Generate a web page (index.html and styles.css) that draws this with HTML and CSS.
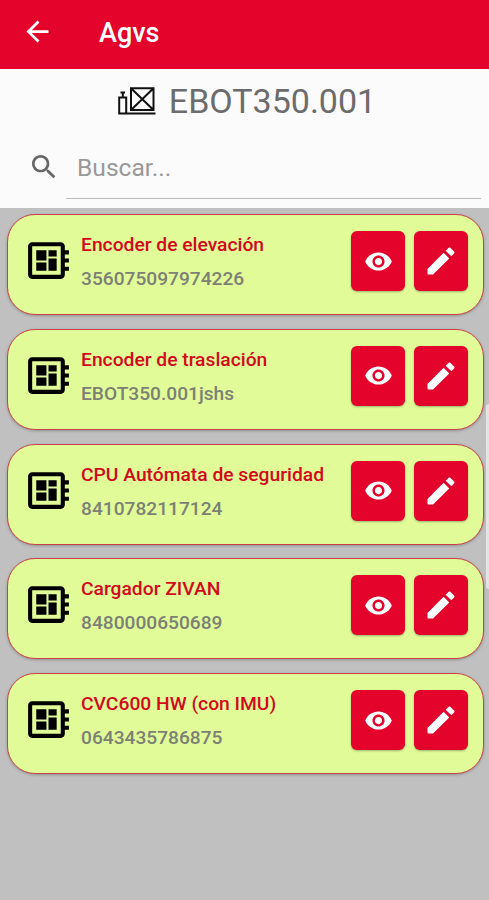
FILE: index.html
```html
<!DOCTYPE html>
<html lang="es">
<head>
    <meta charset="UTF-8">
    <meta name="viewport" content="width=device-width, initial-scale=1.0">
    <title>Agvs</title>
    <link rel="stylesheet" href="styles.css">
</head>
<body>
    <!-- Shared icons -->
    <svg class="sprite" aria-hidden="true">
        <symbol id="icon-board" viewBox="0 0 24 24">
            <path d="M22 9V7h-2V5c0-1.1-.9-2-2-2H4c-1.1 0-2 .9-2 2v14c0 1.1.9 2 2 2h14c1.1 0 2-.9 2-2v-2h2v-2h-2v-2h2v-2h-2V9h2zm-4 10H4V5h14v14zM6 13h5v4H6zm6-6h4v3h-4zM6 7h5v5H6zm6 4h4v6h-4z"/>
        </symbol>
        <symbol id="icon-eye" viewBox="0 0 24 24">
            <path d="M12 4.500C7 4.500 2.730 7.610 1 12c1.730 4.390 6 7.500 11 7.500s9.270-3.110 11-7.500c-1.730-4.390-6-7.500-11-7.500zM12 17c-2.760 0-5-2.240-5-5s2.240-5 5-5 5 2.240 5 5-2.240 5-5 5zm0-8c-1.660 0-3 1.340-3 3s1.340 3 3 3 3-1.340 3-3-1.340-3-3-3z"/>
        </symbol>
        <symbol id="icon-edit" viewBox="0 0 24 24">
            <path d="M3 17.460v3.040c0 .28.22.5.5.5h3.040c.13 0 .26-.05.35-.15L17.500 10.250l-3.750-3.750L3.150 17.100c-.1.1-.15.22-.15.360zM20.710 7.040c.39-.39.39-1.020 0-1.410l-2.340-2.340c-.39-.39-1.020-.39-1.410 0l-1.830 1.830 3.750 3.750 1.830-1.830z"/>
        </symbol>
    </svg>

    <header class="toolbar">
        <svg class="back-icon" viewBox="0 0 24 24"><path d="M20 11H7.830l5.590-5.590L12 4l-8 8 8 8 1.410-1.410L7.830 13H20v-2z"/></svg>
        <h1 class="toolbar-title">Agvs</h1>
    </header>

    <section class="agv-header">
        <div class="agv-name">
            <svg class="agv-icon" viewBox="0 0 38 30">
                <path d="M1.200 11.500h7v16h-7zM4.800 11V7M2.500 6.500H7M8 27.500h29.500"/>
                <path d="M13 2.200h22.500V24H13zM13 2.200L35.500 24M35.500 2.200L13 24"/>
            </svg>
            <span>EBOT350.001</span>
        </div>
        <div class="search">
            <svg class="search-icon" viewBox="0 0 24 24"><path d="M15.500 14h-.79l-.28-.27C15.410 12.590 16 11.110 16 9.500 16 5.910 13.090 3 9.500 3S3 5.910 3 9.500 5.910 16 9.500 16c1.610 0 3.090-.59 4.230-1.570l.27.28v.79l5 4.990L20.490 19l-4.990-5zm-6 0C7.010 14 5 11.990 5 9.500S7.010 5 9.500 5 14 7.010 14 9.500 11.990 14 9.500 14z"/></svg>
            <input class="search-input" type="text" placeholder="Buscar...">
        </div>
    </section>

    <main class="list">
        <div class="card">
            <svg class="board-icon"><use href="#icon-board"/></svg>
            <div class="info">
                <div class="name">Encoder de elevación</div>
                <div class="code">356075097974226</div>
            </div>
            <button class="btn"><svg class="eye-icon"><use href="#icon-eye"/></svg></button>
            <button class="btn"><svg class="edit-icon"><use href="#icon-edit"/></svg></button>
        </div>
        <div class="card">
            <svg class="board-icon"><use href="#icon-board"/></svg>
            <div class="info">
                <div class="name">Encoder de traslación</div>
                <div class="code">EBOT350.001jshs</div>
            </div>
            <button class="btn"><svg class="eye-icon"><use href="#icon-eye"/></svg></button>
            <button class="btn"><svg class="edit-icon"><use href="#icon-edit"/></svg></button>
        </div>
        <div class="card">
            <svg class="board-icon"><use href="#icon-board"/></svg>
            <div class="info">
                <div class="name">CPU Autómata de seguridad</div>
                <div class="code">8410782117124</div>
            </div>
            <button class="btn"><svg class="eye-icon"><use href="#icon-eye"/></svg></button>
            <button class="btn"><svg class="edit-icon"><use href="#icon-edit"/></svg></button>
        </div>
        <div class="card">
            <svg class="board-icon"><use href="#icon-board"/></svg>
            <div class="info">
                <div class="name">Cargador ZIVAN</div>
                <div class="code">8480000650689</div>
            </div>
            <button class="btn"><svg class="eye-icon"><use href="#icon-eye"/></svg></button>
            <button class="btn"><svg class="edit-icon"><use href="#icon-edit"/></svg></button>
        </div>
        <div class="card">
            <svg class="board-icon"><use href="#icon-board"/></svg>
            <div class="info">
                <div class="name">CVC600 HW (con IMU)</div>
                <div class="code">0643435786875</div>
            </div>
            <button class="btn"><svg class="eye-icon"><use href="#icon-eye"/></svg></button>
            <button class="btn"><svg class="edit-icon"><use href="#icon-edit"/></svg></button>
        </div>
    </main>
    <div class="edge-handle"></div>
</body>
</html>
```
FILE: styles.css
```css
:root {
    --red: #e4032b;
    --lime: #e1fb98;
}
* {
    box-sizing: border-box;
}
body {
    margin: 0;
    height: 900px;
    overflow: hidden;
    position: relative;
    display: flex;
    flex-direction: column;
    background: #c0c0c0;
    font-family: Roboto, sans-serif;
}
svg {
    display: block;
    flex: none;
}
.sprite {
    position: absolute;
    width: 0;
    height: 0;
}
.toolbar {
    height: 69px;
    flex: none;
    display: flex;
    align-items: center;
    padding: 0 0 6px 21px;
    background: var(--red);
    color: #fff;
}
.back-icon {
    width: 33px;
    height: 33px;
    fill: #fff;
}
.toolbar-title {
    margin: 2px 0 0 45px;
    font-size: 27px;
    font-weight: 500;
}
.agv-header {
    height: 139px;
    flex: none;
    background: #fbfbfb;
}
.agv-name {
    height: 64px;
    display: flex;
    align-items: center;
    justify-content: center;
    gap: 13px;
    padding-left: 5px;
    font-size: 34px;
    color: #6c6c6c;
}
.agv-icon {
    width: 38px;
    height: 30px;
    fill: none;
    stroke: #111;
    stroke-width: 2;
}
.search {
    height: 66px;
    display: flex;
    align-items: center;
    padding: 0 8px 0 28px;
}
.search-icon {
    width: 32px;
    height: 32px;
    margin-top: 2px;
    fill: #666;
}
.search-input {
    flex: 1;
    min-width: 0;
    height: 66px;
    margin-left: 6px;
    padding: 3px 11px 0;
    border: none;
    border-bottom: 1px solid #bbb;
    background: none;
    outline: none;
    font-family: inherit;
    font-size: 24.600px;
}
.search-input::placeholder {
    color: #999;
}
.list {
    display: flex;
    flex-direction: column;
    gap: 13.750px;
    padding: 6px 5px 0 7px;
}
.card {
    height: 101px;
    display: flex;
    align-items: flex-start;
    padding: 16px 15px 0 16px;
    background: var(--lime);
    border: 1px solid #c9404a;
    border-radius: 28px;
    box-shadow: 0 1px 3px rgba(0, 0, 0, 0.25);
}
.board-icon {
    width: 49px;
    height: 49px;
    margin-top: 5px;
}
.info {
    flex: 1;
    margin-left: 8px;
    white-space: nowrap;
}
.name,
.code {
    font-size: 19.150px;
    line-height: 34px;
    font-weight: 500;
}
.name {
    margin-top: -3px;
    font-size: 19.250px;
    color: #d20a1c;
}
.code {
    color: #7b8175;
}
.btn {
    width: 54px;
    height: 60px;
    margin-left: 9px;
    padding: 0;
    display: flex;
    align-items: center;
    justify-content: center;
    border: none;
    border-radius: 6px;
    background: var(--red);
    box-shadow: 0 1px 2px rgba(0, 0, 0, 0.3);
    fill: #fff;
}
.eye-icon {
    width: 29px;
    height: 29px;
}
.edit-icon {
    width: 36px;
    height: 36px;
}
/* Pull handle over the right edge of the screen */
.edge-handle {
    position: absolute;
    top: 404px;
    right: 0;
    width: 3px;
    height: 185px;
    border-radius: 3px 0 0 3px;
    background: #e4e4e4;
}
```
|---|
DIRECTIONS FOR THIS TASK » Take each line of the material that contains the word "index" and list it.

EXERCISE RESPONSE »
Generate a web page (index.html and styles.css) that draws this with HTML and CSS.
FILE: index.html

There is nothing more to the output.